--- START OF Input for this task ---

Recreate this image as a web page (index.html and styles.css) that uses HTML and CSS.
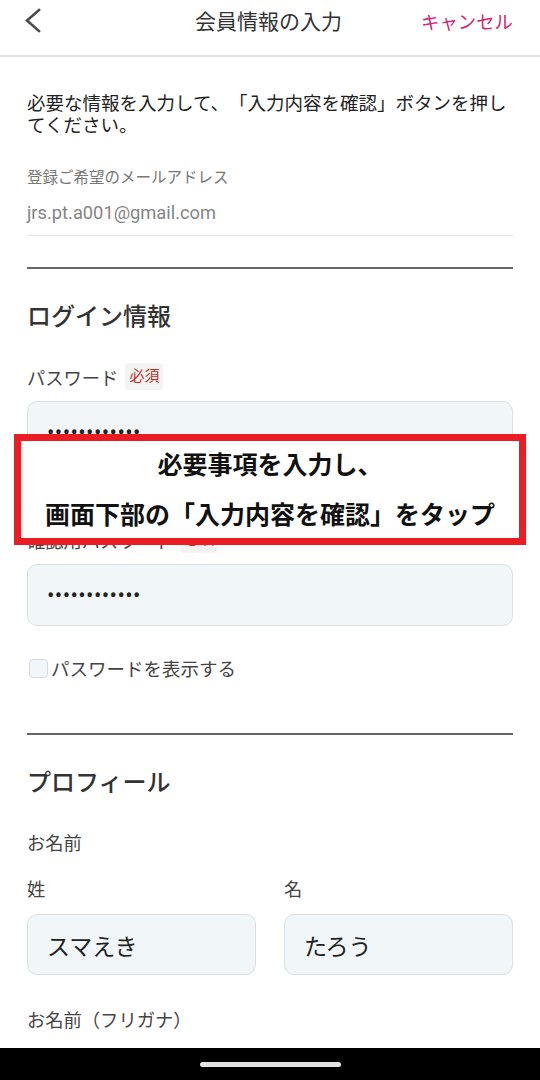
FILE: index.html
```html
<!DOCTYPE html>
<html lang="ja">
<head>
  <meta charset="UTF-8">
  <meta name="viewport" content="width=device-width, initial-scale=1.0">
  <title>会員情報の入力</title>
  <link rel="stylesheet" href="styles.css">
</head>
<body>
  <div class="screen">
    <header class="app-bar">
      <span class="back">
        <svg width="20" height="28" viewBox="0 0 20 28"><path d="M15 3 L3 13.5 L15 24" fill="none" stroke="#4a4a4a" stroke-width="2.6" stroke-linecap="square"/></svg>
      </span>
      <h1 class="title">会員情報の入力</h1>
      <span class="cancel">キャンセル</span>
    </header>

    <main class="content">
      <p class="intro">必要な情報を入力して、「入力内容を確認」ボタンを押してください。</p>

      <div class="static-field">
        <div class="static-label">登録ご希望のメールアドレス</div>
        <div class="static-value">jrs.pt.a001@gmail.com</div>
      </div>

      <hr class="divider">

      <h2 class="section-title">ログイン情報</h2>

      <div class="field">
        <div class="label">パスワード<span class="required">必須</span></div>
        <div class="input password">••••••••••••</div>
      </div>

      <div class="field field-next">
        <div class="label">確認用パスワード<span class="required">必須</span></div>
        <div class="input password">••••••••••••</div>
      </div>

      <label class="check-row">
        <span class="checkbox"></span>パスワードを表示する
      </label>

      <hr class="divider divider-profile">

      <h2 class="section-title">プロフィール</h2>

      <div class="group-label">お名前</div>
      <div class="name-grid">
        <div class="field">
          <div class="sub-label">姓</div>
          <div class="input">スマえき</div>
        </div>
        <div class="field">
          <div class="sub-label">名</div>
          <div class="input">たろう</div>
        </div>
      </div>

      <div class="group-label kana">お名前（フリガナ）</div>
    </main>

    <div class="nav-bar">
      <span class="home-pill"></span>
    </div>

    <!-- instruction banner laid over the form -->
    <div class="callout">
      <div>必要事項を入力し、</div>
      <div>画面下部の「入力内容を確認」をタップ</div>
    </div>
  </div>
</body>
</html>
```

FILE: styles.css
```css
body {
  margin: 0;
  font-family: Roboto, "Noto Sans CJK JP", sans-serif;
  color: #333;
  background: #fff;
  text-spacing-trim: space-all;
}

.screen {
  position: relative;
  width: 540px;
  height: 1080px;
  display: flex;
  flex-direction: column;
  overflow: hidden;
}

/* header */
.app-bar {
  height: 55px;
  flex-shrink: 0;
  display: grid;
  grid-template-columns: 1fr auto 1fr;
  align-items: center;
  padding: 0 27px 0 24px;
  border-bottom: 2px solid #e2e4e4;
}

.back {
  display: flex;
  align-items: center;
  margin-top: -13px;
}

.title {
  margin: 0 0 15px;
  font-size: 21px;
  font-weight: 400;
  color: #333;
}

.cancel {
  justify-self: end;
  font-size: 18.4px;
  color: #d6246e;
  margin-bottom: 14px;
}

/* body */
.content {
  flex: 1;
  padding: 0 27px;
  overflow: hidden;
}

.intro {
  margin: 36px 0 0;
  font-size: 18.5px;
  line-height: 22px;
  color: #222;
}

.static-field {
  margin-top: 31px;
  padding-bottom: 10px;
  border-bottom: 1.5px solid #e2e4e4;
}

.static-label {
  font-size: 15.5px;
  line-height: 20px;
  color: #777;
}

.static-value {
  margin-top: 13px;
  font-size: 18.3px;
  line-height: 24px;
  color: #858585;
}

.divider {
  margin: 31px 0 0;
  border: none;
  height: 2px;
  background: #666;
}

.divider-profile {
  margin-top: 55px;
}

.section-title {
  margin: 33px 0 0;
  font-size: 24px;
  line-height: 30px;
  font-weight: 500;
  color: #333;
}

.field {
  margin-top: 31px;
}

.field-next {
  margin-top: 63px;
}

.label {
  display: flex;
  align-items: center;
  height: 27px;
  font-size: 18.3px;
  color: #444;
}

.required {
  margin-left: 7px;
  padding: 0 4px;
  height: 27px;
  line-height: 27px;
  border-radius: 4px;
  background: #f3f3f3;
  color: #c3301a;
  font-size: 15px;
}

.input {
  margin-top: 11px;
  height: 60px;
  padding: 0 19px;
  display: flex;
  align-items: center;
  background: #f1f6f9;
  border: 1.5px solid #dcdfe1;
  border-radius: 10px;
  font-size: 23px;
  color: #222;
}

.password {
  font-size: 22px;
  letter-spacing: 0.4px;
  color: #222;
}

.check-row {
  display: flex;
  align-items: center;
  margin-top: 32px;
  height: 20px;
  font-size: 18.5px;
  color: #444;
}

.checkbox {
  width: 17px;
  height: 17px;
  margin: 0 3px 0 2px;
  background: #f1f6f9;
  border: 1.5px solid #d6dadd;
  border-radius: 4px;
}

.group-label {
  margin-top: 34px;
  font-size: 18.3px;
  line-height: 24px;
  color: #444;
}

.kana {
  margin-top: 34px;
}

.name-grid {
  display: grid;
  grid-template-columns: 1fr 1fr;
  column-gap: 28px;
}

.name-grid .field {
  margin-top: 22px;
}

.name-grid .input {
  margin-top: 12px;
  height: 59px;
}

.sub-label {
  font-size: 18.3px;
  line-height: 24px;
  color: #444;
}

/* android nav bar */
.nav-bar {
  height: 32px;
  flex-shrink: 0;
  background: #000;
  display: flex;
  justify-content: center;
  padding-top: 14px;
  box-sizing: border-box;
}

.home-pill {
  width: 141px;
  height: 5px;
  border-radius: 3px;
  background: #e2e2e2;
}

/* red instruction box */
.callout {
  position: absolute;
  left: 14px;
  top: 434px;
  width: 498px;
  height: 97px;
  border: 7px solid #ec1c24;
  background: #fff;
  display: flex;
  flex-direction: column;
  align-items: center;
  gap: 6px;
  font-size: 25px;
  line-height: 44px;
  font-weight: 700;
  color: #111;
  font-family: "Noto Sans CJK JP", sans-serif;
  text-spacing-trim: trim-start;
}
```
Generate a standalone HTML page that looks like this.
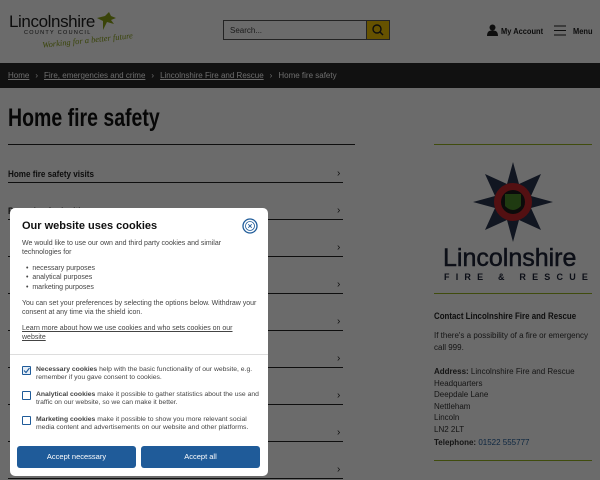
<!DOCTYPE html>
<html><head><meta charset="utf-8"><style>
*{box-sizing:border-box;margin:0;padding:0}
body{width:600px;height:480px;overflow:hidden;background:#fff;font-family:"Liberation Sans",sans-serif;position:relative;color:#222}
.hdr{height:62px;position:relative}
.logo{position:absolute;left:9px;top:12px}
.logo .l1{font-size:17px;color:#1d1d1d;letter-spacing:-.4px}
.logo .l2{font-size:5.5px;letter-spacing:1.3px;margin-left:15px;margin-top:-2px}
.logo .l3{font-family:"Liberation Serif",serif;font-style:italic;font-size:8.5px;color:#8aa317;margin-left:33px;transform:rotate(-6deg);margin-top:-1px;white-space:nowrap}
.search{position:absolute;left:223px;top:20px;width:144px;height:20px;border:1px solid #555;font-size:8px;padding:5px 6px;color:#444}
.sbtn{position:absolute;left:366px;top:20px;width:24px;height:20px;background:#f2c300;border:1px solid #555}
.acc{position:absolute;top:26px;font-size:8.5px;font-weight:bold;color:#222;white-space:nowrap;transform:scaleX(.88);transform-origin:left}
.bc{position:absolute;top:63px;height:25px;width:600px;background:#2a2a2a;color:#fff;font-size:8px;padding:8px 8px}
.bc span{margin-right:6px}.bc u{margin-right:6px}
h1{position:absolute;left:8px;top:104px;font-size:25px;font-weight:bold;color:#111;white-space:nowrap;transform:scaleX(.78);transform-origin:left}
.hr{position:absolute;left:8px;top:144px;width:347px;height:1px;background:#222}
.gr{position:absolute;left:434px;width:158px;height:1px;background:#9ab51f}
.row{position:absolute;left:8px;width:335px;height:1px;background:#222}
.rt{position:absolute;left:8px;font-size:9px;font-weight:bold;white-space:nowrap;transform:scaleX(.9);transform-origin:left}
.ch{position:absolute;left:337px;font-size:10px}
.rc{position:absolute;left:434px;font-size:8px;color:#333;line-height:11.5px;white-space:nowrap}
.ov{position:absolute;inset:0;background:rgba(0,0,0,.58)}
.modal{position:absolute;left:10px;top:208px;width:258px;height:268px;background:#fff;border-radius:5px;font-size:7px;color:#444}
.modal h2{position:absolute;left:12px;top:12px;font-size:11px;color:#111}
.p{position:absolute;left:12px;width:235px;line-height:9.3px}
.cb{position:absolute;left:12px;width:9px;height:9px;border:1.3px solid #1f5b99;border-radius:1px}
.ct{position:absolute;left:26px;width:225px;line-height:8px;font-size:6.8px}
.btn{position:absolute;top:238px;width:119px;height:22px;background:#1f5b99;color:#fff;border-radius:3px;font-size:7.5px;text-align:center;line-height:22px}
</style></head><body>
<div class="hdr">
<div class="logo"><div class="l1">Lincolnshire</div><div class="l2">COUNTY COUNCIL</div><div class="l3">Working for a better future</div></div>
<svg style="position:absolute;left:95px;top:12px" width="22" height="20"><path d="M2 6 L10 4 L14 0 L16 4 L21 6 L16 8 L19 12 L12 10 L8 18 L8 9Z" fill="#8aa317"/></svg>
<div class="search">Search...</div>
<div class="sbtn"><svg width="22" height="18"><circle cx="10" cy="8" r="4" fill="none" stroke="#222" stroke-width="1.4"/><path d="M13 11 L16 14" stroke="#222" stroke-width="1.5"/></svg></div>
<svg style="position:absolute;left:487px;top:24px" width="11" height="12"><circle cx="5.5" cy="3.5" r="3" fill="#222"/><path d="M0 12 Q0 6 5.5 6.5 Q11 6 11 12Z" fill="#222"/></svg>
<div class="acc" style="left:501px">My Account</div>
<svg style="position:absolute;left:554px;top:25px" width="12" height="11"><path d="M0 1H12M0 5.5H12M0 10H12" stroke="#222" stroke-width="1"/></svg>
<div class="acc" style="left:573px">Menu</div>
</div>
<div class="bc"><u>Home</u><span>›</span><u>Fire, emergencies and crime</u><span>›</span><u>Lincolnshire Fire and Rescue</u><span>›</span><span>Home fire safety</span></div>
<h1>Home fire safety</h1>
<div class="hr"></div>
<div class="gr" style="top:144px"></div>
<div class="rt" style="top:169px">Home fire safety visits</div>
<div class="row" style="top:182px"></div><div class="ch" style="top:168px">›</div>
<div class="rt" style="top:206px">Preparing for bedtime</div>
<div class="row" style="top:219px"></div><div class="ch" style="top:205px">›</div>
<div class="row" style="top:256px"></div><div class="ch" style="top:242px">›</div>
<div class="row" style="top:293px"></div><div class="ch" style="top:279px">›</div>
<div class="row" style="top:330px"></div><div class="ch" style="top:316px">›</div>
<div class="row" style="top:367px"></div><div class="ch" style="top:353px">›</div>
<div class="row" style="top:404px"></div><div class="ch" style="top:390px">›</div>
<div class="row" style="top:441px"></div><div class="ch" style="top:427px">›</div>
<div class="row" style="top:478px"></div><div class="ch" style="top:464px">›</div>
<svg style="position:absolute;left:473px;top:162px" width="80" height="80" viewBox="0 0 80 80">
<polygon points="40,0 46,22 68,12 58,34 80,40 58,46 68,68 46,58 40,80 34,58 12,68 22,46 0,40 22,34 12,12 34,22" fill="#2a3550"/>
<circle cx="40" cy="40" r="19" fill="#c6262b"/><circle cx="40" cy="40" r="12" fill="#1b1b1b"/><path d="M32 32H48V44Q40 52 32 44Z" fill="#4a8a2a"/></svg>
<div style="position:absolute;left:443px;top:244px;font-size:25px;color:#1e2438;white-space:nowrap;-webkit-text-stroke:.5px #1e2438">Lincolnshire</div>
<div style="position:absolute;left:444px;top:272px;font-size:9px;font-weight:bold;letter-spacing:6.2px;color:#1e2438;white-space:nowrap">FIRE &amp; RESCUE</div>
<div class="gr" style="top:293px"></div>
<div class="rc" style="top:311px;font-weight:bold;font-size:9px;color:#222;transform:scaleX(.88);transform-origin:left">Contact Lincolnshire Fire and Rescue</div>
<div class="rc" style="top:330px">If there's a possibility of a fire or emergency<br>call 999.</div>
<div class="rc" style="top:366px"><b>Address:</b> Lincolnshire Fire and Rescue<br>Headquarters<br>Deepdale Lane<br>Nettleham<br>Lincoln<br>LN2 2LT</div>
<div class="rc" style="top:437px"><b>Telephone:</b> <span style="color:#1f5b99">01522 555777</span></div>
<div class="gr" style="top:460px"></div>
<div class="ov"></div>
<div class="modal">
<h2>Our website uses cookies</h2>
<svg style="position:absolute;left:232px;top:10px" width="16" height="16"><circle cx="8" cy="8" r="7" fill="none" stroke="#1f5b99" stroke-width="1.3"/><circle cx="8" cy="8" r="4.5" fill="none" stroke="#1f5b99" stroke-width=".8"/><path d="M6.3 6.3L9.7 9.7M9.7 6.3L6.3 9.7" stroke="#1f5b99" stroke-width=".9"/></svg>
<div class="p" style="top:31px">We would like to use our own and third party cookies and similar technologies for</div>
<div class="p" style="top:56px;left:16px">• &nbsp;necessary purposes<br>• &nbsp;analytical purposes<br>• &nbsp;marketing purposes</div>
<div class="p" style="top:91px">You can set your preferences by selecting the options below. Withdraw your consent at any time via the shield icon.</div>
<div class="p" style="top:116px;text-decoration:underline">Learn more about how we use cookies and who sets cookies on our website</div>
<div style="position:absolute;left:0;top:146px;width:258px;height:1px;background:#ddd"></div>
<div class="cb" style="top:158px;background:#e6eef7"><svg width="7" height="7" style="position:absolute;left:0;top:0"><path d="M1 3.5L3 5.5L6.5 1" stroke="#1f5b99" fill="none" stroke-width="1.1"/></svg></div>
<div class="ct" style="top:158px"><b>Necessary cookies</b> help with the basic functionality of our website, e.g. remember if you gave consent to cookies.</div>
<div class="cb" style="top:183px"></div>
<div class="ct" style="top:183px"><b>Analytical cookies</b> make it possible to gather statistics about the use and traffic on our website, so we can make it better.</div>
<div class="cb" style="top:208px"></div>
<div class="ct" style="top:208px"><b>Marketing cookies</b> make it possible to show you more relevant social media content and advertisements on our website and other platforms.</div>
<div class="btn" style="left:7px">Accept necessary</div>
<div class="btn" style="left:131px">Accept all</div>
</div>
</body></html>
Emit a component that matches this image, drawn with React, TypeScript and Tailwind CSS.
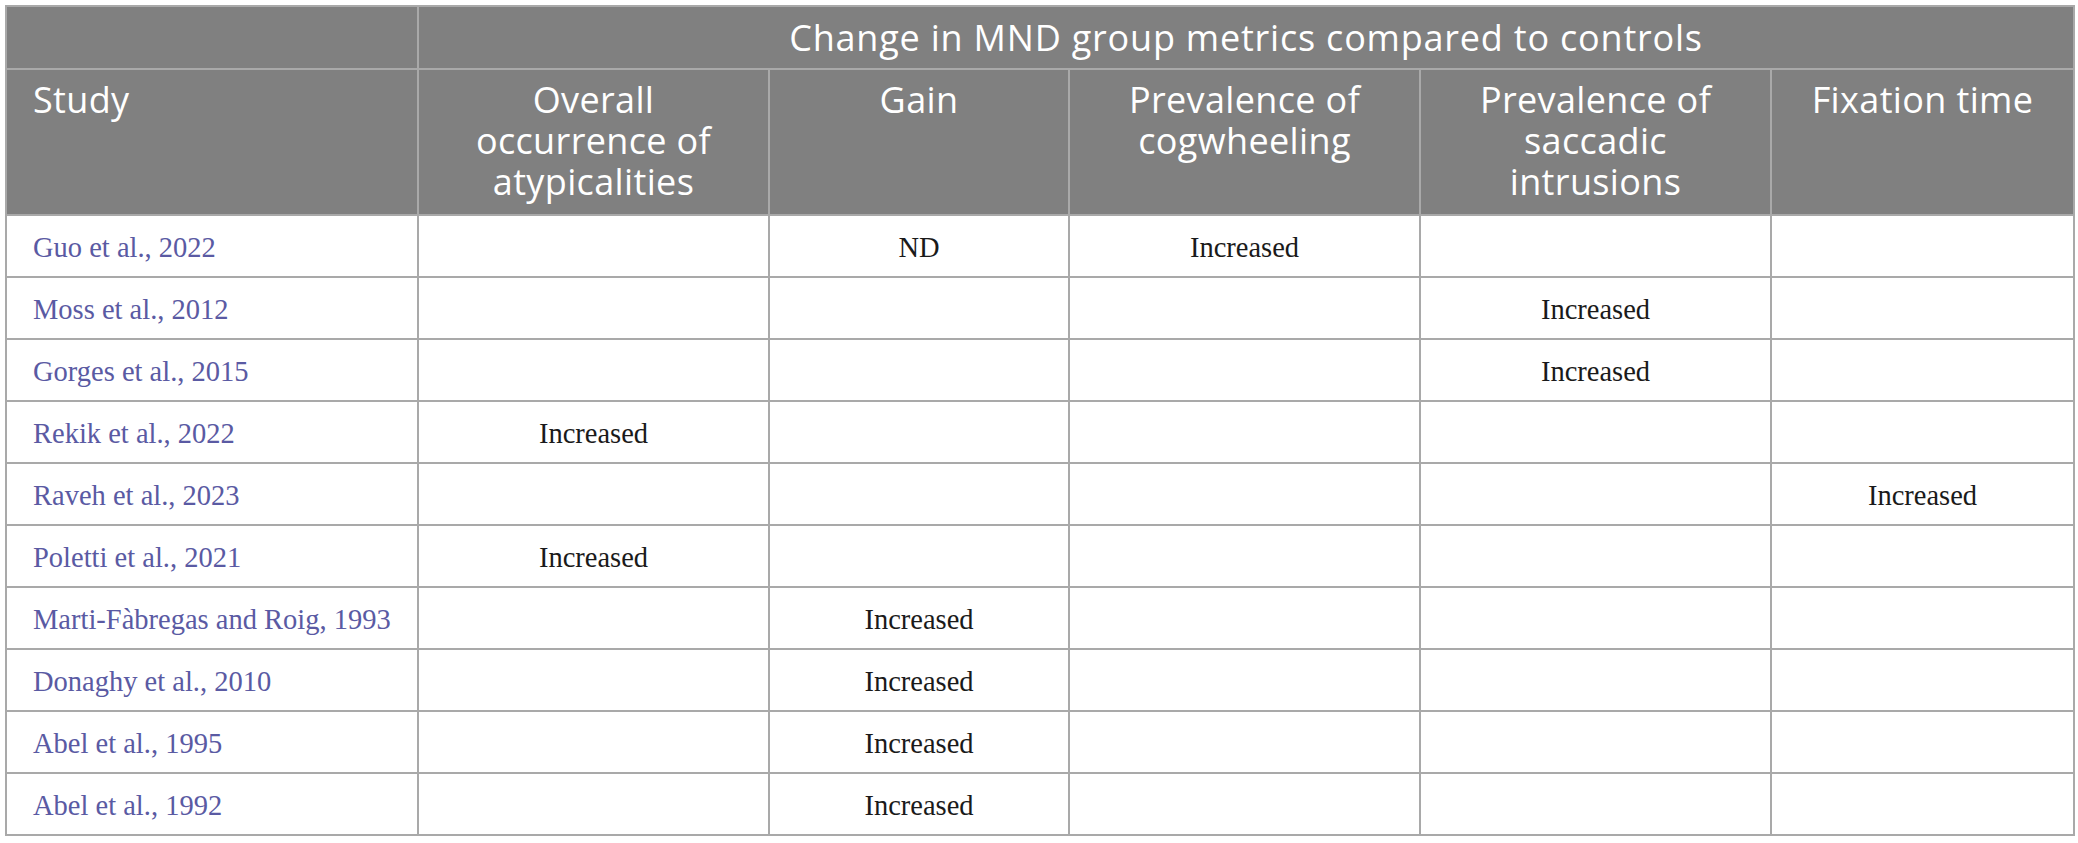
import React from 'react'

type Row = {
  study: string
  values: [string, string, string, string, string]
}

const rows: Row[] = [
  { study: 'Guo et al., 2022', values: ['', 'ND', 'Increased', '', ''] },
  { study: 'Moss et al., 2012', values: ['', '', '', 'Increased', ''] },
  { study: 'Gorges et al., 2015', values: ['', '', '', 'Increased', ''] },
  { study: 'Rekik et al., 2022', values: ['Increased', '', '', '', ''] },
  { study: 'Raveh et al., 2023', values: ['', '', '', '', 'Increased'] },
  { study: 'Poletti et al., 2021', values: ['Increased', '', '', '', ''] },
  { study: 'Marti-Fàbregas and Roig, 1993', values: ['', 'Increased', '', '', ''] },
  { study: 'Donaghy et al., 2010', values: ['', 'Increased', '', '', ''] },
  { study: 'Abel et al., 1995', values: ['', 'Increased', '', '', ''] },
  { study: 'Abel et al., 1992', values: ['', 'Increased', '', '', ''] },
]

const metrics = [
  'Overall occurrence of atypicalities',
  'Gain',
  'Prevalence of cogwheeling',
  'Prevalence of saccadic intrusions',
  'Fixation time',
]

const headFont = { fontFamily: '"Open Sans", "Noto Sans", sans-serif' }
const bodyFont = { fontFamily: '"Liberation Serif", "DejaVu Serif", serif' }

export default function App() {
  return (
    <div className="min-h-screen bg-white px-[5px] pt-[5px]">
      <table className="w-[2068px] table-fixed border-collapse border-2 border-[#a9a9a9]">
        <colgroup>
          <col className="w-[412px]" />
          <col className="w-[351px]" />
          <col className="w-[300px]" />
          <col className="w-[351px]" />
          <col className="w-[351px]" />
          <col className="w-[303px]" />
        </colgroup>
        <thead className="bg-[#808080] text-white" style={headFont}>
          <tr className="h-[63px]">
            <th className="border-2 border-[#a9a9a9]" />
            <th
              colSpan={5}
              className="border-2 border-[#a9a9a9] text-center align-middle text-[36px] font-normal leading-[41px] tracking-[0.022em]"
            >
              Change in MND group metrics compared to controls
            </th>
          </tr>
          <tr className="h-[146px]">
            <th className="border-2 border-[#a9a9a9] pl-[26px] pt-[9px] text-left align-top text-[36px] font-normal leading-[41px] tracking-[0.01em]">
              Study
            </th>
            {metrics.map((m) => (
              <th
                key={m}
                className="border-2 border-[#a9a9a9] px-[30px] pt-[9px] text-center align-top text-[36px] font-normal leading-[41px] tracking-[0.01em]"
              >
                {m}
              </th>
            ))}
          </tr>
        </thead>
        <tbody style={bodyFont}>
          {rows.map((r) => (
            <tr key={r.study} className="h-[62px]">
              <td className="border-2 border-[#a9a9a9] pl-[26px] pt-[4px] align-middle text-[28.5px] leading-none text-[#5a5aa3]">
                {r.study}
              </td>
              {r.values.map((v, i) => (
                <td
                  key={i}
                  className="border-2 border-[#a9a9a9] pt-[4px] text-center align-middle text-[28.5px] leading-none text-[#1a1a1a]"
                >
                  {v}
                </td>
              ))}
            </tr>
          ))}
        </tbody>
      </table>
    </div>
  )
}
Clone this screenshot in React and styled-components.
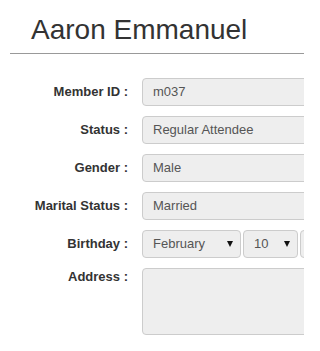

--- END OF Input for this task ---

Pick out the lines that include the word "uses" and write them out.

Recreate this image as a web page (index.html and styles.css) that uses HTML and CSS.
<h2>Our website uses cookies</h2>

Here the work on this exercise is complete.